Hace muchísimo tiempo en una tierra ya olvidada vivieron dos hombres que eran íntimos amigos. Uno se llamaba Poseidón, y era inmensamente rico; el otro sólo poseía sueños y su nombre era Prometeo.
Poseidón era dueño del oro y tenía en su poder todos los medios, pero era ciego para los fines. Prometeo, cavilando siempre, siempre soñando, creía ver lo que nadie ve, pero no veía lo que podían ver todos.
Sus respectivas cegueras fueron de naturaleza opuesta. Poseidón caminaba por la sombra y percibía muy bien la tierra que pisaba, pero jamás supo que sobre su cabeza brillaban las estrellas. Prometeo, como los antiguos filósofos, avanzaba extasiado contemplando los astros y no reparaba en los hoyos abiertos bajo sus plantas; cayó muchas veces en los baches del camino, esto es, antes de que fuera amigo de Poseidón. Infinidad de veces oyó la burla a su paso: “¿Cómo quieres saber de los astros si ignoras lo que tienes en el suelo, ante tus mismos pies?”.
Prometeo no veía la tierra que pisaba, pero en el brillo de los mundos celestes distinguía cuándo las estrellas le sonreían y cuándo lloraban con él. Poseidón no las vio nunca, jamás las buscó ni le importaron, mas su paso fue siempre seguro sobre el polvo y no hubo hoyo que no lograra evitar, ni zanja que no consiguiera salvar.
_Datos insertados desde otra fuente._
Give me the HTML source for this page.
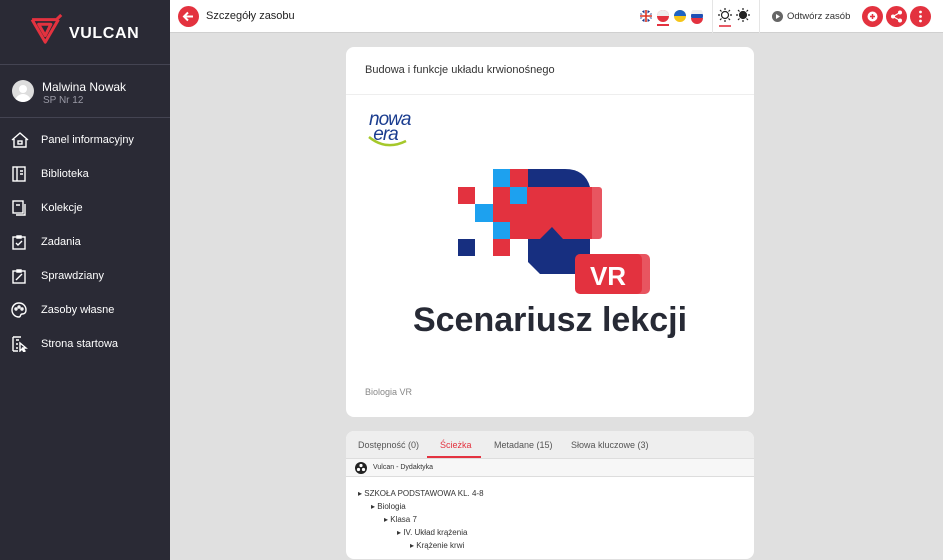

Prometeo era rico en arte y en ciencia; encarnaba todo lo bueno y lo bello que existe en el mundo. Su riqueza era espiritual y fluía en un río sin fin que lo hacía uno con todo y con todos. Con frecuencia se detenía en el camino y, cavilando siempre, se perdía en el mundo maravilloso de su interioridad -el lugar donde se gestaban sus sueños- para ser renovado: fijaba de nuevo el rumbo y proseguía en su andar sin límites y sin medidas.
Poseidón no soñaba nunca y no conocía el deleite de la espiritualidad, pero estaba siempre atento a las necesidades materiales de Prometeo: su mente fija en salvar los obstáculos del camino para llegar a la meta fijada por su amigo, cuidando a la vez celosamente de la imagen ‒importante en la realidad social de esos tiempos‒ porque temía el rechazo de los demás, y le aterraba hacer el ridículo.
Mientras el uno soñaba, el otro todo lo planeaba, todo lo organizaba. Prometeo, en cambio, iba por la vida sin advertir las humillaciones de quienes no le comprendían; no conoció la inseguridad, y sus ojos jamás perdieron el brillo de la sabiduría y de la bondad. Embriagado por el elixir de la libertad interior, caminaba tarareando melodías que le arrancaba al cielo y que después fácilmente olvidaba. Sin embargo, Poseidón era precavido: anotaba con suma fidelidad con tinta china cada nota que salía de los labios de Prometeo: éste cantaba para el amigo el ritmo que existe en todo el universo, pero jamás pudo regalarle el oído que capta la melodía, ni la voz que la repite.
Poseidón, versado en la ciencia de los números, hablaba del mundo de los pesos y de las medidas, pero no logró acercar a él a Prometeo. Dicen que la visión de un hombre no presta sus alas a otro hombre. Cada persona tiene su propia comprensión y su propia interpretación de las cosas de la Tierra.
Poseidón respetaba a Prometeo y era correspondido. En su amistad compartían aún sin palabras los deseos, ideas y esperanzas en alegría silenciosa. Dejaban volar libremente sus pensamientos y, por la intuición que generaba esa amistad, lograron una profunda comprensión de sus respectivos anhelos. Entre música y sueños, planeación y organización, le arrancaron los secretos a la vida, los compartieron y llegaron muy lejos. Uno sabía por qué y hacia dónde caminar, y el otro conocía el cómo, y el con qué. Así nació el primer equipo de trabajo.
La historia de dos hombres cuya amistad naciera de la diversidad y del respeto ilustra la forma en que lograron grandes descubrimientos y enormes satisfacciones en su peregrinar por el mundo: un valioso legado para las sociedades excesivamente conflictivas de nuestros días.
Nos hemos enamorado de los conceptos de pluralidad, globalización, tecnocracia, pero urge trabajar en equipo: compartiendo nuestros respectivos dones en un marco de respeto, justicia y armonía. Unos podemos proponer y soñar con un México próspero, justo, generoso, y otros pueden aportar sus talentos, recursos y compromiso personal para lograrlo.